● What you are asked to do: Select the lines that hold the word "Convert" and copy each one.

[Stored dataset items]
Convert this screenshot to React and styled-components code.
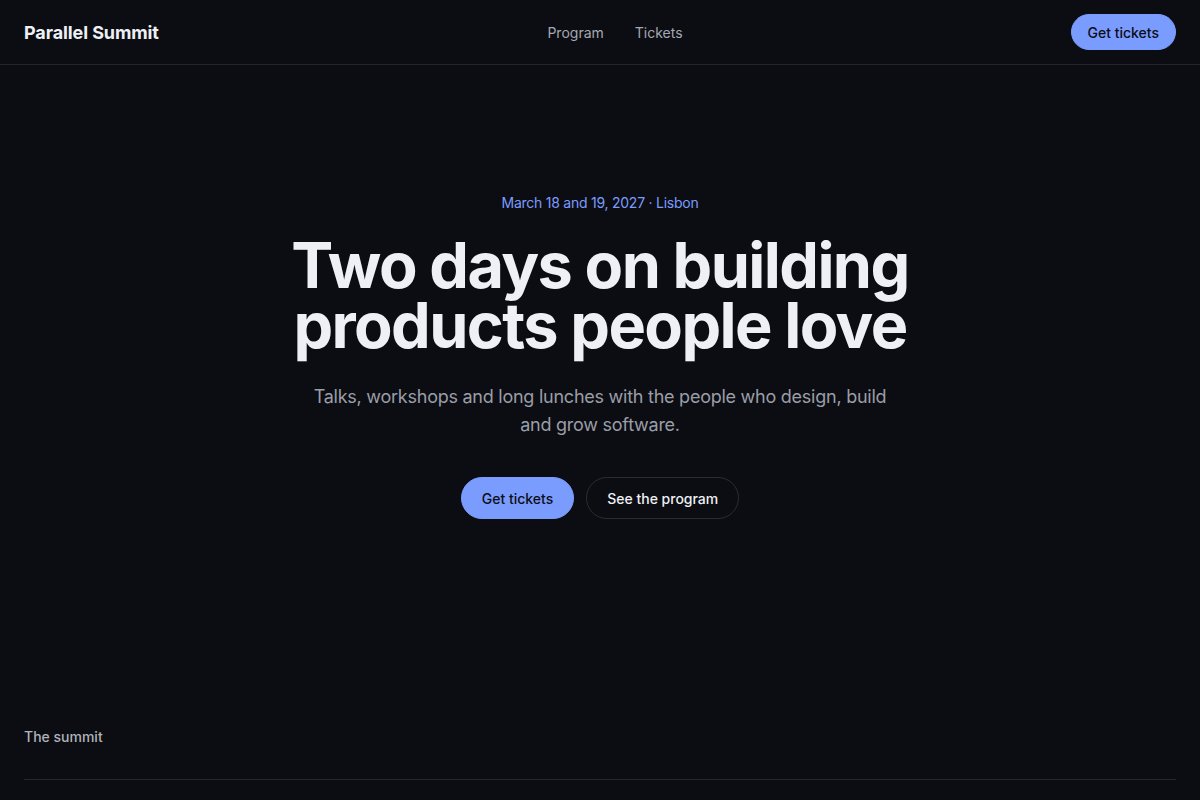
import React from 'react'
import styled, { createGlobalStyle } from 'styled-components'

const GlobalStyle = createGlobalStyle`
  html, body {
    margin: 0;
    padding: 0;
    background: #0c0d12;
  }
  body {
    font-family: Inter, 'Noto Sans', sans-serif;
    color: #eef0f5;
    -webkit-font-smoothing: antialiased;
  }
  * {
    box-sizing: border-box;
  }
`

// Header
const Header = styled.header`
  height: 65px;
  display: grid;
  grid-template-columns: 1fr auto 1fr;
  align-items: center;
  padding: 0 24px;
  border-bottom: 1px solid #23252c;
`
const Logo = styled.a`
  font-size: 18px;
  font-weight: 700;
  letter-spacing: -0.1px;
  color: #eef0f5;
  text-decoration: none;
`
const Nav = styled.nav`
  display: flex;
  gap: 31px;
  margin-left: 30px;
`
const NavLink = styled.a`
  font-size: 14px;
  color: #a4a8b2;
  text-decoration: none;
`
const HeaderActions = styled.div`
  display: flex;
  justify-content: flex-end;
`

const Button = styled.a`
  display: inline-flex;
  align-items: center;
  justify-content: center;
  height: ${(p) => (p.$small ? '36px' : '42px')};
  padding: 0 ${(p) => (p.$small ? '16px' : '20px')};
  border-radius: 999px;
  font-size: 14px;
  font-weight: 500;
  text-decoration: none;
  background: ${(p) => (p.$ghost ? 'transparent' : '#7b9cff')};
  color: ${(p) => (p.$ghost ? '#eef0f5' : '#0c0e16')};
  border: 1px solid ${(p) => (p.$ghost ? '#2a2c34' : '#7b9cff')};
`

// Hero
const Hero = styled.section`
  display: flex;
  flex-direction: column;
  align-items: center;
  text-align: center;
  padding: 128px 24px 0;
  height: 662px;
`
const Eyebrow = styled.p`
  margin: 0;
  font-size: 14px;
  line-height: 20px;
  letter-spacing: -0.25px;
  color: #7b9cff;
`
const Title = styled.h1`
  margin: 22px 0 0;
  font-size: 63px;
  line-height: 60px;
  font-weight: 700;
  letter-spacing: -1.6px;
  color: #eef0f5;
`
const Lead = styled.p`
  margin: 28px 0 0;
  max-width: 590px;
  font-size: 18px;
  line-height: 28px;
  letter-spacing: -0.25px;
  color: #9a9ea8;
  font-weight: 400;
`
const Actions = styled.div`
  display: flex;
  gap: 12px;
  margin-top: 38px;
`

// Section
const Section = styled.section`
  padding: 0 24px;
`
const SectionLabel = styled.h2`
  margin: 0;
  font-size: 14px;
  font-weight: 500;
  line-height: 20px;
  color: #b0b3bb;
  padding-bottom: 32px;
  border-bottom: 1px solid #25272e;
`

export default function App() {
  return (
    <>
      <GlobalStyle />
      <Header>
        <Logo href='#'>Parallel Summit</Logo>
        <Nav>
          <NavLink href='#'>Program</NavLink>
          <NavLink href='#'>Tickets</NavLink>
        </Nav>
        <HeaderActions>
          <Button $small href='#'>
            Get tickets
          </Button>
        </HeaderActions>
      </Header>
      <Hero>
        <Eyebrow>March 18 and 19, 2027 · Lisbon</Eyebrow>
        <Title>
          Two days on building
          <br />
          products people love
        </Title>
        <Lead>
          Talks, workshops and long lunches with the people who design, build
          and grow software.
        </Lead>
        <Actions>
          <Button href='#'>Get tickets</Button>
          <Button $ghost href='#'>
            See the program
          </Button>
        </Actions>
      </Hero>
      <Section>
        <SectionLabel>The summit</SectionLabel>
      </Section>
    </>
  )
}
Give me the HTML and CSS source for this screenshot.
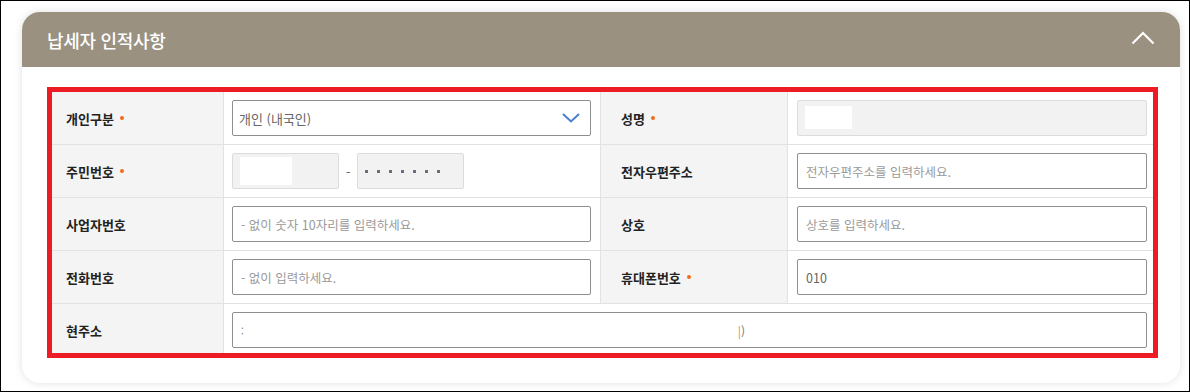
FILE: index.html
```html
<!DOCTYPE html>
<html lang="ko">
<head>
  <meta charset="UTF-8" />
  <meta name="viewport" content="width=device-width, initial-scale=1.0" />
  <title>납세자 인적사항</title>
  <link rel="stylesheet" href="styles.css">
</head>
<body>
  <div class="frame">
    <!-- PANEL -->
    <section class="panel">
      <div class="panel-head">
        <h2>납세자 인적사항</h2>
        <button class="fold-btn" aria-label="접기">
          <svg width="24" height="14" viewBox="0 0 24 14"><path d="M1.5 12.5 L12 2 L22.5 12.5" fill="none" stroke="#fff" stroke-width="2.2"/></svg>
        </button>
      </div>

      <div class="panel-body">
        <div class="form-box">
          <div class="form-grid">
            <!-- row 1 -->
            <div class="cell label first"><span class="req">개인구분</span></div>
            <div class="cell field">
              <div class="select">
                <span>개인 (내국인)</span>
                <svg width="18" height="10" viewBox="0 0 18 10"><path d="M1 1 L9 8.5 L17 1" fill="none" stroke="#4a7fd4" stroke-width="2"/></svg>
              </div>
            </div>
            <div class="cell label"><span class="req">성명</span></div>
            <div class="cell field last">
              <div class="input readonly"><span class="mask name-mask"></span></div>
            </div>

            <!-- row 2 -->
            <div class="cell label first"><span class="req">주민번호</span></div>
            <div class="cell field">
              <div class="jumin">
                <div class="input readonly short"><span class="mask jumin-mask"></span></div>
                <span class="dash">-</span>
                <div class="input readonly short dots">
                  <i></i><i></i><i></i><i></i><i></i><i></i><i></i>
                </div>
              </div>
            </div>
            <div class="cell label">전자우편주소</div>
            <div class="cell field last">
              <input class="input" type="text" placeholder="전자우편주소를 입력하세요.">
            </div>

            <!-- row 3 -->
            <div class="cell label first">사업자번호</div>
            <div class="cell field">
              <input class="input" type="text" placeholder="- 없이 숫자 10자리를 입력하세요.">
            </div>
            <div class="cell label">상호</div>
            <div class="cell field last">
              <input class="input" type="text" placeholder="상호를 입력하세요.">
            </div>

            <!-- row 4 -->
            <div class="cell label first">전화번호</div>
            <div class="cell field">
              <input class="input" type="text" placeholder="- 없이 입력하세요.">
            </div>
            <div class="cell label"><span class="req">휴대폰번호</span></div>
            <div class="cell field last">
              <input class="input" type="text" value="010">
            </div>

            <!-- row 5 -->
            <div class="cell label first">현주소</div>
            <div class="cell field wide last">
              <div class="input addr">
                <span class="addr-start">:</span>
                <span class="addr-end"><b>|</b>)</span>
              </div>
            </div>
          </div>
        </div>
      </div>
    </section>
  </div>
</body>
</html>
```

FILE: styles.css
```css
* {margin: 0; padding: 0; box-sizing: border-box;}
body {
  font-family: "Noto Sans CJK KR", "Noto Sans", sans-serif;
  background: #fff;
  color: #222;
}

.frame {
  width: 1190px;
  height: 392px;
  border: 1px solid #000;
  padding: 11px 0 0 21px;
  overflow: hidden;
}

/* Panel */
.panel {
  width: 1158px;
  background: #fff;
  border-radius: 18px;
  box-shadow: 0 0 8px rgba(0,0,0,0.12);
  overflow: hidden;
}
.panel-head {
  height: 55px;
  background: #9a9181;
  display: flex; align-items: center; justify-content: space-between;
  padding: 0 25px 0 25px;
}
.panel-head h2 {font-size: 18px; font-weight: 500; color: #fff; letter-spacing: -0.3px;}
.fold-btn {background: none; border: none; display: flex; margin-top: -4px;}

.panel-body {padding: 20px 22px 25px 25px;}

/* Red outlined form */
.form-box {
  border: 5px solid #ed1c24;
  height: 271px;
  overflow: hidden;
}
.form-grid {
  display: grid;
  grid-template-columns: 172px 377px 187px 365px;
  grid-auto-rows: 53px;
}
.cell {
  display: flex; align-items: center;
  border-bottom: 1px solid #e2e2e2;
  border-right: 1px solid #e2e2e2;
  padding-top: 1px;
}
.cell.last {border-right: none;}
.label {
  background: #f4f4f4;
  font-size: 13px; font-weight: 700; color: #222;
  padding-left: 20px;
}
.label.first {padding-left: 14px;}
.req::after {
  content: ""; display: inline-block;
  width: 4px; height: 4px; border-radius: 50%;
  background: #f26a1b; margin-left: 6px; vertical-align: middle; position: relative; top: -2px;
}
.field {padding: 0 9px 0 8px;}
.field.last {padding: 0 6px 0 9px;}
.field.wide {grid-column: 2 / 5;}
.field.wide.last {padding-left: 8px;}

/* Inputs */
.input {
  width: 100%; height: 36px;
  border: 1px solid #8e8e8e; border-radius: 2px;
  padding: 0 8px;
  font-family: inherit; font-size: 12.5px; color: #666;
  background: #fff;
  display: flex; align-items: center;
}
.input::placeholder {color: #9a9a9a;}
input.input {display: block; outline: none;}
.input.readonly {background: #f2f2f2; border-color: #dcdcdc; padding: 0 7px;}
.mask {display: block; background: #fff;}
.name-mask {width: 47px; height: 23px; margin-top: -1px;}

.select {
  width: 100%; height: 36px;
  border: 1px solid #8e8e8e; border-radius: 2px;
  display: flex; align-items: center; justify-content: space-between;
  padding: 0 10px 0 6px;
  font-size: 13px; color: #666;
}

.jumin {display: flex; align-items: center; gap: 7px;}
.input.short {width: 107px;}
.jumin-mask {width: 52px; height: 28px;}
.dash {color: #666; font-size: 13px; margin-right: -1px;}
.dots {gap: 9px; padding-left: 12px;}
.dots i {display: block; width: 3px; height: 3px; background: #6a6d80;}

.addr {justify-content: flex-start;}
.addr-start {font-size: 10px; color: #888;}
.addr-end {margin-left: 494px; color: #777; font-size: 12px;}
.addr-end b {font-weight: 400; color: #e5806c;}
```
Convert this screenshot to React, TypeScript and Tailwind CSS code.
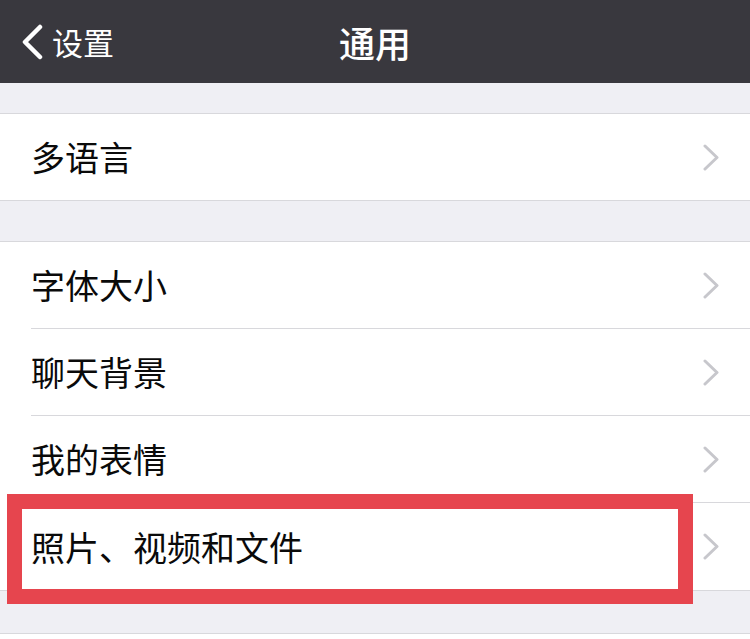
import type { ReactNode } from "react";

const font = { fontFamily: '"Noto Sans CJK SC", "Noto Sans", sans-serif' };

function Chevron() {
  return (
    <svg width="17" height="27" viewBox="0 0 17 27" className="shrink-0">
      <polyline points="2,2 14,13.5 2,25" fill="none" stroke="#c7c7cc" strokeWidth="3" strokeLinecap="round" strokeLinejoin="round" />
    </svg>
  );
}

function Row({ label, last = false, tall = false }: { label: string; last?: boolean; tall?: boolean }) {
  return (
    <div className={`flex items-center pl-[31px] ${tall ? "h-[87px]" : "h-[86px]"}`}>
      <div className={`flex h-full flex-1 items-center justify-between pr-[30px] ${last ? "" : "border-b border-[#d8d8dc]"}`}>
        <span className="text-[34px] leading-none text-[#0a0a0a]">{label}</span>
        <Chevron />
      </div>
    </div>
  );
}

function Group({ children }: { children: ReactNode }) {
  return <div className="border-y border-[#d8d8dc] bg-white">{children}</div>;
}

export default function App() {
  return (
    <div className="relative h-[639px] w-[750px] overflow-hidden bg-[#efeff4]" style={font}>
      <header className="relative flex h-[83px] items-center justify-center bg-[#39383e]">
        <div className="absolute left-[20px] top-0 flex h-full items-center gap-[8px]">
          <svg width="24" height="36" viewBox="0 0 24 36">
            <polyline points="20,3 5,18 20,33" fill="none" stroke="#ffffff" strokeWidth="4.5" strokeLinecap="round" strokeLinejoin="round" />
          </svg>
          <span className="text-[31px] leading-none text-white">设置</span>
        </div>
        <h1 className="text-[36px] font-medium leading-none text-white">通用</h1>
      </header>

      <div className="h-[30px]" />
      <Group>
        <Row label="多语言" last />
      </Group>

      <div className="h-[40px]" />
      <Group>
        <Row label="字体大小" tall />
        <Row label="聊天背景" tall />
        <Row label="我的表情" tall />
        <Row label="照片、视频和文件" last tall />
      </Group>

      <div className="h-[42px]" />
      <div className="h-[20px] border-t border-[#d8d8dc] bg-white" />

      <div className="absolute left-[7px] top-[494px] h-[110px] w-[686px] border-[15px] border-[#e6454e]" />
    </div>
  );
}
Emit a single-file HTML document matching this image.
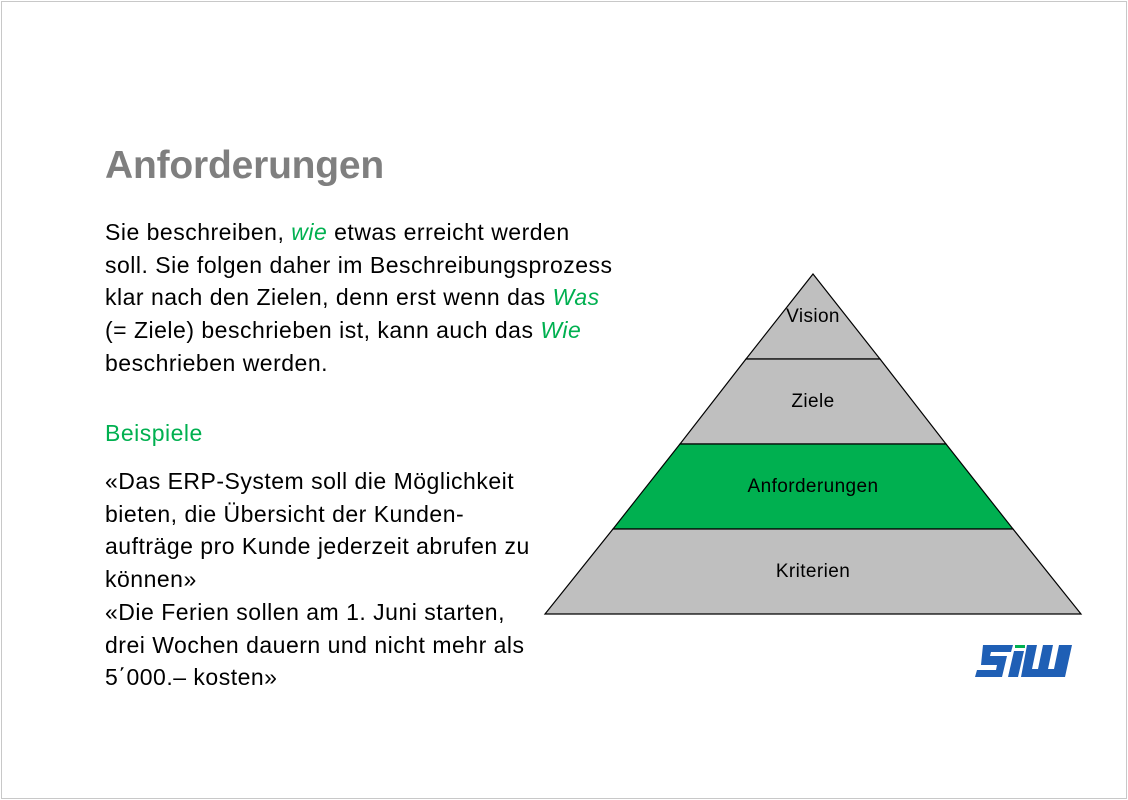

● Solution to this exercise:
Convert this screenshot to React and styled-components code.
Convert this screenshot to React, TypeScript and Tailwind CSS code.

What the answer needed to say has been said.